ABSTRACT

This chapter contains Rupert’s critical discussion of the epic exegetical struggle around PI 201f., and his own ‘resolute’ reading of this, the climactic moment in the so-called ‘rule-following considerations’. He advances a reading of these passages of PI which serves to throw into question what one can be stably wanting to mean if one wants to purvey a ‘constitutive’ scepticism a la Kripke’s Wittgenstein (‘Kripkenstein’). For, if one’s present meanings are thrown into doubt (as Kripke seems to claim), then the doubts that one raises (in the present) about the past are also thrown into doubt. But this deprives one of the resources needed even to (seem to) state the constitutive scepticism.
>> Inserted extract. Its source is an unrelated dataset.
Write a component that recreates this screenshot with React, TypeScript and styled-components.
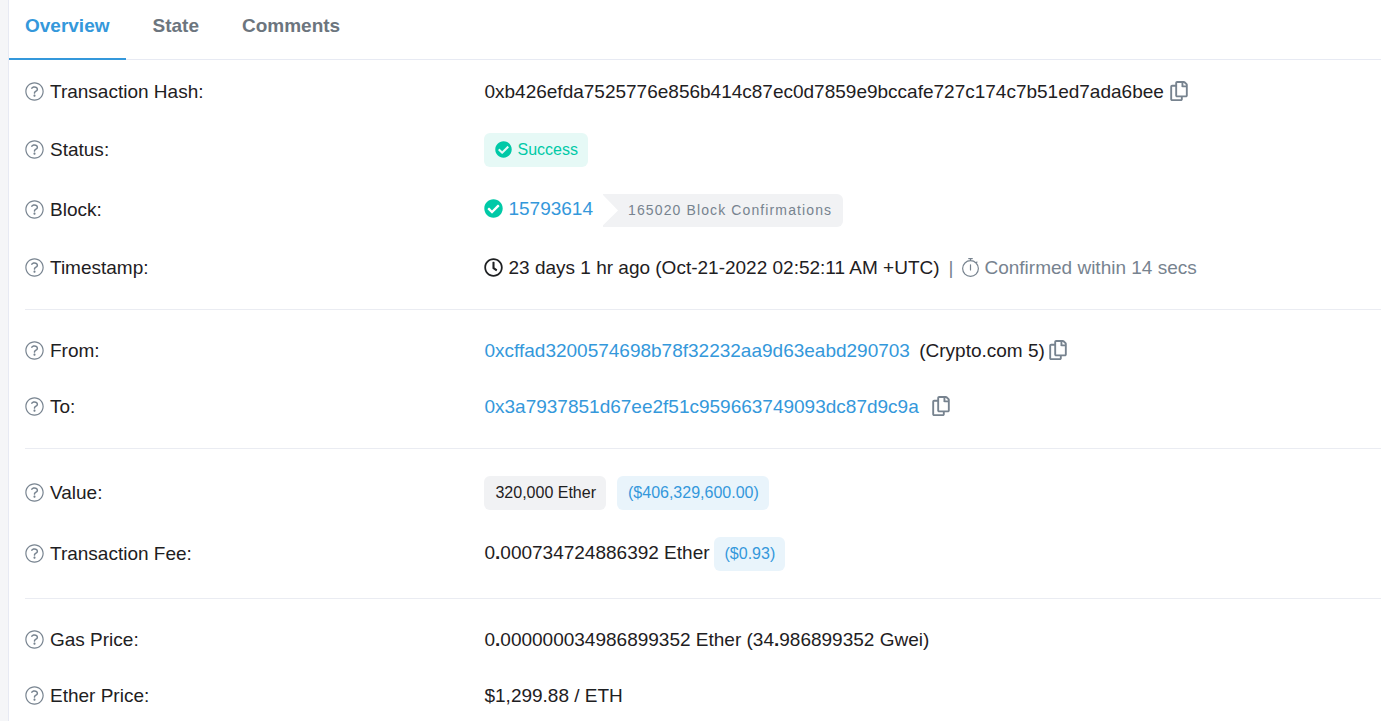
import React from "react";
import styled, { createGlobalStyle } from "styled-components";
import { FaCheckCircle, FaRegClock, FaRegCopy } from "react-icons/fa";

const GlobalStyle = createGlobalStyle`
  *, *::before, *::after { box-sizing: border-box; }
  body {
    margin: 0;
    background: #f5f6f8;
    color: #1e2022;
    font-family: "Liberation Sans", Arial, sans-serif;
    font-size: 19px;
    line-height: 29px;
  }
`;

const Card = styled.main`
  min-height: 100vh;
  margin-left: 8px;
  background: #fff;
  border-left: 1px solid #e7eaf3;
`;

const Tabs = styled.nav`
  display: flex;
  gap: 11px;
  border-bottom: 1px solid #e7eaf3;
`;

const Tab = styled.a<{ $active?: boolean }>`
  margin-bottom: -1px;
  padding: 11px 16px 18px;
  border-bottom: 2px solid ${(p) => (p.$active ? "#3498db" : "transparent")};
  color: ${(p) => (p.$active ? "#3498db" : "#6c757e")};
  font-weight: 700;
  text-decoration: none;
`;

const Body = styled.div`
  padding: 17px 0 0 16px;
`;

const Section = styled.dl<{ $top?: number }>`
  display: flex;
  flex-direction: column;
  gap: 27px;
  margin: 0;
  padding-bottom: 27px;

  &:not(:first-child) {
    padding-top: ${(p) => p.$top ?? 26}px;
    border-top: 1px solid #eaecf2;
  }
`;

const Term = styled.dt`
  display: flex;
  align-items: center;
  gap: 6px;
`;

const Value = styled.dd<{ $gap?: number }>`
  display: flex;
  align-items: center;
  gap: ${(p) => p.$gap ?? 5}px;
  margin: 0;
  white-space: nowrap;
`;

const Lead = styled.span`
  display: flex;
  align-items: center;
  gap: 5px;
  padding-bottom: 3px;
`;

const Row = styled.div<{ $badged?: boolean }>`
  display: grid;
  grid-template-columns: 33% 1fr;
  column-gap: 12px;
  align-items: center;

  ${Term} {
    padding-bottom: ${(p) => (p.$badged ? 2 : 0)}px;
  }
`;

const Link = styled.a`
  color: #3498db;
  text-decoration: none;
`;

const Icon = styled.svg`
  width: 19px;
  height: 19px;
  flex: none;
  fill: #77838f;
`;

const CopyButton = styled.button`
  display: flex;
  padding: 0 0 2px;
  border: 0;
  background: none;
  color: #77838f;
  font-size: 20px;
  cursor: pointer;

  svg {
    width: 18px;
  }
`;

const tones = {
  success: { background: "#e6f9f6", color: "#00c9a7" },
  neutral: { background: "#f1f2f4", color: "#1e2022" },
  info: { background: "#e9f4fb", color: "#3498db" },
};

const Badge = styled.span<{ $tone: keyof typeof tones }>`
  display: inline-flex;
  align-items: center;
  gap: 5px;
  height: 34px;
  padding: 0 10px 2px 11px;
  border-radius: 6px;
  background: ${(p) => tones[p.$tone].background};
  color: ${(p) => tones[p.$tone].color};
  font-size: 16px;
`;

const Confirmations = styled.span`
  height: 33px;
  margin: 0 0 -1px 5px;
  padding: 0 11px 0 25px;
  border-radius: 0 6px 6px 0;
  background: #f1f2f4;
  clip-path: polygon(0 0, 100% 0, 100% 100%, 0 100%, 0 95%, 15px 50%, 0 3%);
  color: #77838f;
  font-size: 14px;
  letter-spacing: 0.08em;
  line-height: 33px;
`;

const Check = styled(FaCheckCircle)`
  color: #00c9a7;
`;

const Muted = styled.span`
  display: flex;
  align-items: center;
  gap: 4px;
  color: #77838f;
`;

const Divider = styled.span`
  margin: 0 3px 0 4px;
  color: #77838f;
`;

const HelpIcon = () => (
  <Icon viewBox="0 0 512 512" aria-hidden="true">
    <path d="M256 340c-15.464 0-28 12.536-28 28s12.536 28 28 28 28-12.536 28-28-12.536-28-28-28zm7.67-24h-16c-6.627 0-12-5.373-12-12v-.381c0-70.343 77.44-63.619 77.44-107.408 0-20.016-17.761-40.211-57.44-40.211-29.144 0-44.265 9.649-59.211 28.692-3.908 4.98-11.054 5.995-16.248 2.376l-13.134-9.15c-5.625-3.919-6.86-11.771-2.645-17.177C185.658 133.514 210.842 116 255.67 116c52.32 0 97.44 29.751 97.44 80.211 0 67.414-77.44 63.849-77.44 107.408V304c0 6.627-5.373 12-12 12zM256 40c118.621 0 216 96.075 216 216 0 119.291-96.61 216-216 216-119.244 0-216-96.562-216-216 0-119.203 96.562-216 216-216m0-32C119.043 8 8 119.083 8 256c0 136.997 111.043 248 248 248s248-111.003 248-248C504 119.083 392.957 8 256 8z" />
  </Icon>
);

const StopwatchIcon = () => (
  <Icon viewBox="0 0 512 512" aria-hidden="true">
    <path
      fill="none"
      stroke="#77838f"
      strokeWidth="32"
      strokeLinecap="round"
      d="M256 72a212 212 0 1 0 0 424a212 212 0 1 0 0-424zM256 72V16M208 16h96M256 184v136M408 130l22-22"
    />
  </Icon>
);

const Copy = ({ what }: { what: string }) => (
  <CopyButton type="button" aria-label={`Copy ${what}`}>
    <FaRegCopy />
  </CopyButton>
);

type ItemProps = {
  label: string;
  gap?: number;
  badged?: boolean;
  children: React.ReactNode;
};

const Item = ({ label, gap, badged, children }: ItemProps) => (
  <Row $badged={badged}>
    <Term>
      <HelpIcon />
      {label}:
    </Term>
    <Value $gap={gap}>{children}</Value>
  </Row>
);

export default function App() {
  return (
    <>
      <GlobalStyle />
      <Card>
        <Tabs>
          <Tab href="#overview" $active>Overview</Tab>
          <Tab href="#state">State</Tab>
          <Tab href="#comments">Comments</Tab>
        </Tabs>
        <Body>
          <Section>
            <Item label="Transaction Hash" gap={6}>
              <span>0xb426efda7525776e856b414c87ec0d7859e9bccafe727c174c7b51ed7ada6bee</span>
              <Copy what="transaction hash" />
            </Item>
            <Item label="Status" badged>
              <Badge $tone="success">
                <FaCheckCircle size={17} />
                Success
              </Badge>
            </Item>
            <Item label="Block" badged>
              <Lead>
                <Check size={19} />
                <Link href="#block">15793614</Link>
              </Lead>
              <Confirmations>165020 Block Confirmations</Confirmations>
            </Item>
            <Item label="Timestamp">
              <FaRegClock size={19} />
              <span>23 days 1 hr ago (Oct-21-2022 02:52:11 AM +UTC)</span>
              <Divider>|</Divider>
              <Muted>
                <StopwatchIcon />
                Confirmed within 14 secs
              </Muted>
            </Item>
          </Section>
          <Section>
            <Item label="From" gap={4}>
              <Link href="#from">0xcffad3200574698b78f32232aa9d63eabd290703</Link>
              <span>&nbsp;(Crypto.com 5)</span>
              <Copy what="sender address" />
            </Item>
            <Item label="To" gap={13}>
              <Link href="#to">0x3a7937851d67ee2f51c959663749093dc87d9c9a</Link>
              <Copy what="recipient address" />
            </Item>
          </Section>
          <Section $top={27}>
            <Item label="Value" gap={11} badged>
              <Badge $tone="neutral">320,000 Ether</Badge>
              <Badge $tone="info">($406,329,600.00)</Badge>
            </Item>
            <Item label="Transaction Fee" gap={4} badged>
              <Lead>
                <span>0<b>.</b>000734724886392 Ether</span>
              </Lead>
              <Badge $tone="info">($0.93)</Badge>
            </Item>
          </Section>
          <Section>
            <Item label="Gas Price">
              <span>0<b>.</b>000000034986899352 Ether (34<b>.</b>986899352 Gwei)</span>
            </Item>
            <Item label="Ether Price">$1,299.88 / ETH</Item>
          </Section>
        </Body>
      </Card>
    </>
  );
}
One concludes that Kripke has not succeeded in assigning any stable meaning to his central ‘claims’ in his reading of Wittgenstein. Kripkean scepticism need not trouble us, because ‘it’ fails even to exist. Kripke’s Wittgenstein evinces merely a fantasy of ‘total’ freedom, rather than anything coherent. It is freedom as mere license; it is the ‘freedom’ of nonsense without due attention: the purveyor of nonsense is free to ‘say’ whatever they want, but, sadly, they don’t actually succeed in saying anything at all.